There was a time where I would have said my favorite era of Marvel was 1996/1997. They had a slew of number ones such as Deadpool, Quicksilver, Heroes for Hire and Alpha Flight. Which thanks to my mother, I was able to try all of these titles and stick with all of them then they cancelled out – besides Deadpool which I have every issue until they relaunched that title. I even got two letters published in Deadpool.
I really am against relaunches and renumbering as it gives me a prefect jumping off point.

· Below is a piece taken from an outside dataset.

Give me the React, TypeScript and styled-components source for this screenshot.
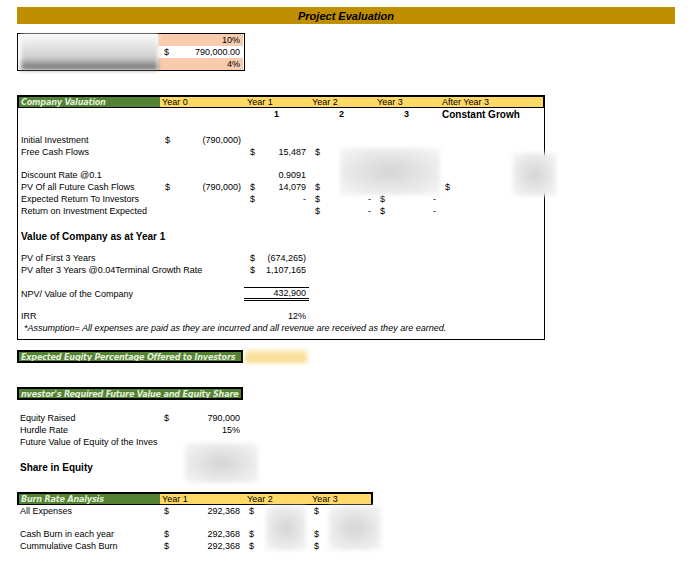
import React from 'react';
import styled, { createGlobalStyle } from 'styled-components';

const Global = createGlobalStyle`
  body { margin: 0; background: #fff; font-family: "Liberation Sans", Arial, sans-serif; font-size: 9px; color: #000; }
`;

const Page = styled.div`
  width: 691px;
  height: 562px;
  padding: 7px 16px 0 17px;
  box-sizing: border-box;
  display: flex;
  flex-direction: column;
`;

const TitleBar = styled.div`
  height: 17px;
  background: #bf8f00;
  display: flex;
  align-items: center;
  justify-content: center;
  font-weight: bold;
  font-style: italic;
  font-size: 11px;
`;

const Gap = styled.div<{ $h: number }>`
  height: ${p => p.$h}px;
  flex-shrink: 0;
`;

const COLS = '141px 85px 65px 65px 65px 107px';

const Row = styled.div<{ $h?: number }>`
  display: grid;
  grid-template-columns: ${COLS};
  height: ${p => p.$h ?? 12}px;
  align-items: center;
  white-space: nowrap;
`;

const Cell = styled.div<{ $align?: string; $bold?: boolean; $bg?: string }>`
  display: flex;
  justify-content: ${p => p.$align ?? 'flex-start'};
  align-items: center;
  height: 100%;
  padding: 0 3px;
  font-weight: ${p => (p.$bold ? 'bold' : 'normal')};
  background: ${p => p.$bg ?? 'transparent'};
  overflow: visible;
  box-sizing: border-box;
`;

const Money = styled.div<{ $lines?: boolean }>`
  display: flex;
  justify-content: space-between;
  align-items: center;
  height: 100%;
  padding: 0 3px 0 6px;
  box-sizing: border-box;
  border-top: ${p => (p.$lines ? '1px solid #000' : 'none')};
  border-bottom: ${p => (p.$lines ? '3px double #000' : 'none')};
`;

const Box = styled.div<{ $w: number }>`
  width: ${p => p.$w}px;
  border: 1px solid #000;
  box-sizing: border-box;
`;

const InputBox = styled.div`
  width: 226px;
  border: 1px solid #000;
  display: grid;
  grid-template-columns: 140px 85px;
`;

const Blur = styled.div<{ $w: number; $h: number; $c?: string }>`
  width: ${p => p.$w}px;
  height: ${p => p.$h}px;
  background: ${p => p.$c ?? 'radial-gradient(ellipse at center, #d4d4d4 0%, #e8e8e8 55%, #f6f6f6 100%)'};
  filter: blur(2px);
`;

const Header = styled.div<{ $cols: string; $w: number }>`
  display: grid;
  grid-template-columns: ${p => p.$cols};
  width: ${p => p.$w}px;
  height: 13px;
  border: 2px solid #000;
  box-sizing: border-box;
  align-items: center;
`;

const GreenLabel = styled.div`
  background: #548235;
  color: #e2efda;
  font-family: "DejaVu Sans Condensed", "Liberation Sans Narrow", "Liberation Sans", sans-serif;
  font-weight: bold;
  font-style: italic;
  font-size: 9px;
  letter-spacing: -0.2px;
  height: 100%;
  display: flex;
  align-items: center;
  padding-left: 2px;
  overflow: hidden;
  white-space: nowrap;
`;

const YellowCell = styled.div`
  background: #ffd966;
  height: 100%;
  display: flex;
  align-items: center;
  padding-left: 2px;
`;

const Line = styled.div`
  display: flex;
  align-items: center;
  gap: 2px;
`;

const Italic = styled.div`
  font-style: italic;
  padding-left: 6px;
  height: 12px;
  line-height: 12px;
  white-space: nowrap;
`;

const Overlay = styled.div<{ $x: number; $y: number }>`
  position: absolute;
  left: ${p => p.$x}px;
  top: ${p => p.$y}px;
`;

const Rel = styled.div`
  position: relative;
`;

const M = ({ v, lines }: { v: string; lines?: boolean }) => (
  <Money $lines={lines}><span>$</span><span>{v}</span></Money>
);

export default function App() {
  return (
    <Page>
      <Global />
      <TitleBar>Project Evaluation</TitleBar>
      <Gap $h={9} />
      <InputBox>
        <Blur $w={137} $h={36} $c="linear-gradient(180deg,#fafafa 0%,#d0d0d0 65%,#666 100%)" style={{ marginLeft: 3 }} />
        <div>
          <Cell $align="flex-end" $bg="#f8cbad" style={{ height: 12 }}>10%</Cell>
          <Money style={{ height: 12 }}><span>$</span><span>790,000.00</span></Money>
          <Cell $align="flex-end" $bg="#f8cbad" style={{ height: 12 }}>4%</Cell>
        </div>
      </InputBox>
      <Gap $h={24} />
      <Rel>
        <Box $w={528}>
          <Header $cols="141px 85px 65px 65px 65px 1fr" $w={528} style={{ marginLeft: -1, marginTop: -1 }}>
            <GreenLabel>Company Valuation</GreenLabel>
            <YellowCell>Year 0</YellowCell>
            <YellowCell>Year 1</YellowCell>
            <YellowCell>Year 2</YellowCell>
            <YellowCell>Year 3</YellowCell>
            <YellowCell>After Year 3</YellowCell>
          </Header>
          <Row>
            <Cell /><Cell /><Cell $align="center" $bold>1</Cell><Cell $align="center" $bold>2</Cell>
            <Cell $align="center" $bold>3</Cell><Cell $bold style={{ fontSize: 10 }}>Constant Growh</Cell>
          </Row>
          <Gap $h={14} />
          <Row><Cell>Initial Investment</Cell><M v="(790,000)" /></Row>
          <Row><Cell>Free Cash Flows</Cell><Cell /><M v="15,487" /><Money><span>$</span></Money></Row>
          <Gap $h={11} />
          <Row><Cell>Discount Rate @0.1</Cell><Cell /><Cell $align="flex-end">0.9091</Cell></Row>
          <Row><Cell>PV Of all Future Cash Flows</Cell><M v="(790,000)" /><M v="14,079" /><Money><span>$</span></Money><Cell /><Money><span>$</span></Money></Row>
          <Row><Cell>Expected Return To Investors</Cell><Cell /><M v="-" /><M v="-" /><M v="-" /></Row>
          <Row><Cell>Return on Investment Expected</Cell><Cell /><Cell /><M v="-" /><M v="-" /></Row>
          <Gap $h={12} />
          <Row $h={14}><Cell $bold style={{ fontSize: 10 }}>Value of Company as at Year 1</Cell></Row>
          <Gap $h={9} />
          <Row><Cell>PV of First 3 Years</Cell><Cell /><M v="(674,265)" /></Row>
          <Row><Cell>PV after 3 Years @0.04Terminal Growth Rate</Cell><Cell /><M v="1,107,165" /></Row>
          <Gap $h={11} />
          <Row $h={14}><Cell>NPV/ Value of the Company</Cell><Cell /><Money $lines><span></span><span>432,900</span></Money></Row>
          <Gap $h={9} />
          <Row><Cell>IRR</Cell><Cell /><Cell $align="flex-end">12%</Cell></Row>
          <Italic>*Assumption= All expenses are paid as they are incurred and all revenue are received as they are earned.</Italic>
          <Gap $h={5} />
        </Box>
        <Overlay $x={323} $y={53}><Blur $w={100} $h={47} /></Overlay>
        <Overlay $x={496} $y={58}><Blur $w={43} $h={43} /></Overlay>
      </Rel>
      <Gap $h={10} />
      <Line>
        <Header $cols="1fr" $w={226}><GreenLabel>Expected Euqity Percentage Offered to Investors</GreenLabel></Header>
        <Blur $w={62} $h={13} $c="linear-gradient(180deg,#fbe9b0,#f6d98a)" />
      </Line>
      <Gap $h={24} />
      <Header $cols="1fr" $w={226}><GreenLabel>nvestor's Required Future Value and Equity Share</GreenLabel></Header>
      <Gap $h={12} />
      <Rel>
        <Row><Cell>Equity Raised</Cell><M v="790,000" /></Row>
        <Row><Cell>Hurdle Rate</Cell><Cell $align="flex-end">15%</Cell></Row>
        <Row><Cell>Future Value of Equity of the Inves</Cell></Row>
        <Gap $h={12} />
        <Row $h={14}><Cell $bold style={{ fontSize: 10 }}>Share in Equity</Cell></Row>
        <Overlay $x={168} $y={31}><Blur $w={73} $h={40} /></Overlay>
      </Rel>
      <Gap $h={18} />
      <Header $cols="141px 85px 65px 1fr" $w={356}>
        <GreenLabel>Burn Rate Analysis</GreenLabel>
        <YellowCell>Year 1</YellowCell>
        <YellowCell>Year 2</YellowCell>
        <YellowCell>Year 3</YellowCell>
      </Header>
      <Rel>
        <Row><Cell>All Expenses</Cell><M v="292,368" /><Money><span>$</span></Money><Money><span>$</span><span>---,---</span></Money></Row>
        <Gap $h={11} />
        <Row><Cell>Cash Burn in each year</Cell><M v="292,368" /><Money><span>$</span></Money><Money><span>$</span></Money></Row>
        <Row><Cell>Cummulative Cash Burn</Cell><M v="292,368" /><Money><span>$</span></Money><Money><span>$</span></Money></Row>
        <Overlay $x={249} $y={1}><Blur $w={40} $h={44} /></Overlay>
        <Overlay $x={312} $y={1}><Blur $w={52} $h={44} /></Overlay>
      </Rel>
    </Page>
  );
}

The rest of my comic knowledge comes from online communities, magazines like Wizard, which I collected so many of these issues until I was part of the reason why that magazine ceased, why buy a magazine with last month’s information when I can just go to online websites and get the information now. But thanks to Wizard, they published a Top 100 Trades of All Time, and I made it my life’s mission to collect all 100 trades, and I did just that. Took like four years or something like that, but I did it. So great to own all of them too. Then they did a Top 100 Trades since Wizard began with issue one type of list and I have that issue to buy on my wishlist but I doubt I would ever actually pick up that quest. Especially has I think I only owned like ten of them or something like that. If I had like 25 or 50, I could see myself trying for the rest of them. That and I am not single any more, like I was when I accomplished my last quest so it would be hard to justify the new quest with my lovely wife.